Creative agency Heimat Berlin used images of lettering graffitied onto the Berlin Wall to create this typeface commemorating the 30th anniversary of the fall of the barrier separating East and West Berlin.
The organisation, which is committed to integration and violence prevention, as well as the prevention of discrimination and inequalities in society, released the typeface as an online tool so users can generate their own messages.
The typeface comprises images of every letter in the Latin alphabet that are taken directly from the wall, which divided Soviet-controlled East Berlin and capitalist west Berlin during the Cold War.

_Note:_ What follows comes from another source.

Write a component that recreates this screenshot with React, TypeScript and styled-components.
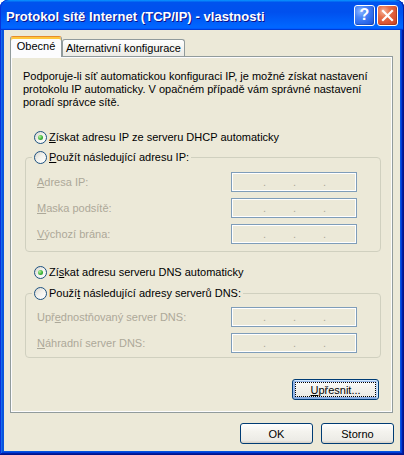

Construction of the Wall commenced in 1961 and it formed part of the border between East and West Germany until a revolution prompted its demolition, which began on 9 November 1989.
In 2014, the 25th anniversary of the fall of the Berlin Wall was marked by the temporary installation of 8,000 glowing balloons along its former route.
During the 1980s, in particular, the West Berlin side of the Wall became a popular canvas for street artists, who covered it in graffiti and murals that were often overtly political.
"Street art and iconic design can have a dramatic impact on culture, and creating a campaign to celebrate freedom and warn about division to mark this important anniversary was very meaningful to us," said Matthias Storah, chief communications officer at Heimat Berlin.
"We hope that this project will help remind audiences of our hard-won freedoms, which we must cherish and enjoy."
The studio chose to commemorate the anniversary by "giving the Wall a voice", in the form of the online tool, which can be used to express messages about the importance of freedom in today's society.
The typeface can be downloaded for home use, or can be used to generate text directly on the Voice of the Wall website. These messages can then be shared using social media, and will be collected for compilation in a book.
The campaign also includes a film made to evoke the struggles faced by those living in the segregated city. A soundtrack featuring sirens, dogs barking and gunshots combines with a voiceover that gives a perspective from the Wall's point of view.
The film ends with the message: "Division is freedom's biggest threat. Let's fight against it."